■ GIVEN REQUEST
Wherever the word "styles" appears in a line, extract that line.

■ RAW DATA
— Begin —
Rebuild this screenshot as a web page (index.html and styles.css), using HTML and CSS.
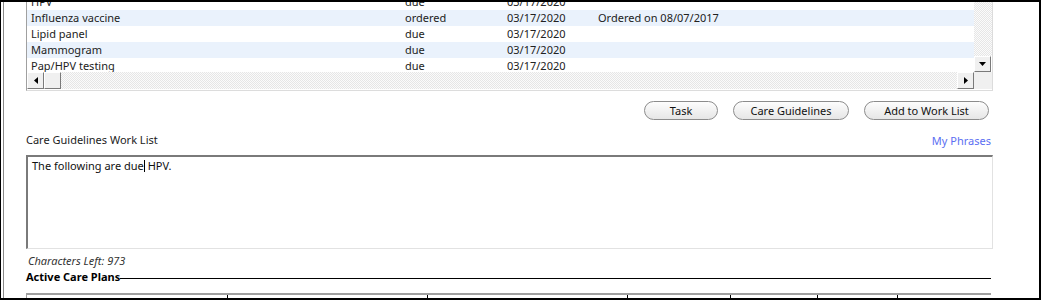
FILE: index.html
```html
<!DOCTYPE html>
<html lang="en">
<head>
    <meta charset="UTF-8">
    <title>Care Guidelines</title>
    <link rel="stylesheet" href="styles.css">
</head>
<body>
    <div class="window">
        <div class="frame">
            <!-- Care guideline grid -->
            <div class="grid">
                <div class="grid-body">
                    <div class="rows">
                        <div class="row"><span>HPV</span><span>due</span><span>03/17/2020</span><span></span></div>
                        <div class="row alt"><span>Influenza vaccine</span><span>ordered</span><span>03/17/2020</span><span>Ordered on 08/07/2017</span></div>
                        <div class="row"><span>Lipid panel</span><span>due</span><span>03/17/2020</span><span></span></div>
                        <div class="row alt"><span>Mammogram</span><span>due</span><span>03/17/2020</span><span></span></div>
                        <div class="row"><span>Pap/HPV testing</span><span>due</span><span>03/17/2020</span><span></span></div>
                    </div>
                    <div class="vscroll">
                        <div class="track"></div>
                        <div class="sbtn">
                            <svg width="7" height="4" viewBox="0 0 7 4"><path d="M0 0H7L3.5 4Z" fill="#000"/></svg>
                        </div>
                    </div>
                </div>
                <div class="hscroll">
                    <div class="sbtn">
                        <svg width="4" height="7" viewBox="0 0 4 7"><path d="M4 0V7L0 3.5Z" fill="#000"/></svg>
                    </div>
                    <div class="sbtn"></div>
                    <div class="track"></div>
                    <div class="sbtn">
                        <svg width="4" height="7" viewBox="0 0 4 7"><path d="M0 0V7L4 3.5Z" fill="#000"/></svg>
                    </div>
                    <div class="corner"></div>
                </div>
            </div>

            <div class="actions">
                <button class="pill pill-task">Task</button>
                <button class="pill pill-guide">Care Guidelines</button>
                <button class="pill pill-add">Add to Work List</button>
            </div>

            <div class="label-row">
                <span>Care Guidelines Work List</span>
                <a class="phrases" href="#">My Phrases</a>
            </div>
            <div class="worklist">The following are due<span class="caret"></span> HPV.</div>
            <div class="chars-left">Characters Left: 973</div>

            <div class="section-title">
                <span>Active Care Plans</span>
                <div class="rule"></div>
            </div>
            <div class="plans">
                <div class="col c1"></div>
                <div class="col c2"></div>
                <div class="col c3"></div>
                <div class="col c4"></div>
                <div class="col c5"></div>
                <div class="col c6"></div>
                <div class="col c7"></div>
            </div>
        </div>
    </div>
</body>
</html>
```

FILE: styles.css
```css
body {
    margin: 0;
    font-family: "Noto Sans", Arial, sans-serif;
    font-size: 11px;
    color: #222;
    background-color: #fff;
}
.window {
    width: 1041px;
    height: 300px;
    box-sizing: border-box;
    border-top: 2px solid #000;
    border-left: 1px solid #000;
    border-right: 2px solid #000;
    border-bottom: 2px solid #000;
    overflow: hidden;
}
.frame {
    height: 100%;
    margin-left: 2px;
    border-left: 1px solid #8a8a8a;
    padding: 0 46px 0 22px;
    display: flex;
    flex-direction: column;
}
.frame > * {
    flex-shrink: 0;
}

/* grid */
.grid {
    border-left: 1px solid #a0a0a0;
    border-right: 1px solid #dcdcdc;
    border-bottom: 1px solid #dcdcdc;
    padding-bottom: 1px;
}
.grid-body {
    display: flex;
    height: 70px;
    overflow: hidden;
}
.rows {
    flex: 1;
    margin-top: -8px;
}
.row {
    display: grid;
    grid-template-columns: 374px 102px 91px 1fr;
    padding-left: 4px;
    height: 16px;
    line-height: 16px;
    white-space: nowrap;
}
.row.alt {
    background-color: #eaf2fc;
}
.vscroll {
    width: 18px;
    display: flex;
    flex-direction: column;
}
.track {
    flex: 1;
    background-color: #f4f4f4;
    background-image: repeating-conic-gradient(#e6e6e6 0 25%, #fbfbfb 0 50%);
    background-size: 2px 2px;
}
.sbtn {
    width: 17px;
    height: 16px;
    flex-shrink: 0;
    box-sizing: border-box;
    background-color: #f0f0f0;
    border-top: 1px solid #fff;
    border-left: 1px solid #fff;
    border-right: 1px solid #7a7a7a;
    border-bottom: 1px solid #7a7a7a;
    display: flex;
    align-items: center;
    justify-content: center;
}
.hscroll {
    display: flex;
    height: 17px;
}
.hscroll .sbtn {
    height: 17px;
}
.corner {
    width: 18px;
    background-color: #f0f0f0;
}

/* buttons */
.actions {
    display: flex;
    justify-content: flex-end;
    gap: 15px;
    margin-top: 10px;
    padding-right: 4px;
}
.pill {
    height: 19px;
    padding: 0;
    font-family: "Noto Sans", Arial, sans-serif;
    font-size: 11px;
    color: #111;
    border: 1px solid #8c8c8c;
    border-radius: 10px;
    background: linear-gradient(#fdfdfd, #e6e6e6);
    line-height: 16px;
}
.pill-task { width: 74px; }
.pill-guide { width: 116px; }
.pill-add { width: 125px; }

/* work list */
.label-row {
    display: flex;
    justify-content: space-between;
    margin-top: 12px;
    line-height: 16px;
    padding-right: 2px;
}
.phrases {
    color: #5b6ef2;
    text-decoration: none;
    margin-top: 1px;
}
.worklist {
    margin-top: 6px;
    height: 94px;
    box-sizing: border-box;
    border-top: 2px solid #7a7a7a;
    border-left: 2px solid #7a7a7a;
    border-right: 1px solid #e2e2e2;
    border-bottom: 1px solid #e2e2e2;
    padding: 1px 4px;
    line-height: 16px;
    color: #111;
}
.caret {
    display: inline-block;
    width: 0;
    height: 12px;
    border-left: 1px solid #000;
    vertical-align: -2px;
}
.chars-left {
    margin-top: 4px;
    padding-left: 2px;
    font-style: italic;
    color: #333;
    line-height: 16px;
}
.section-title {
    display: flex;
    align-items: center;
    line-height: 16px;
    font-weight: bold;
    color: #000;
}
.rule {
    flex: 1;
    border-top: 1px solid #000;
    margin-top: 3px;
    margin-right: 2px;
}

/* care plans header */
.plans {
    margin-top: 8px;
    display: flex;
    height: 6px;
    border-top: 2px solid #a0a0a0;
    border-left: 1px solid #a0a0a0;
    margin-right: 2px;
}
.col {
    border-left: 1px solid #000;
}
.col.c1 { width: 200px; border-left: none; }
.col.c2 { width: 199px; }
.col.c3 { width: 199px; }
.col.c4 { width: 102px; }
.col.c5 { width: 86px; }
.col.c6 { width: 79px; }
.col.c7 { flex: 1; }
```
— End —
■ TASK ANSWER
Rebuild this screenshot as a web page (index.html and styles.css), using HTML and CSS.
    <link rel="stylesheet" href="styles.css">
FILE: styles.css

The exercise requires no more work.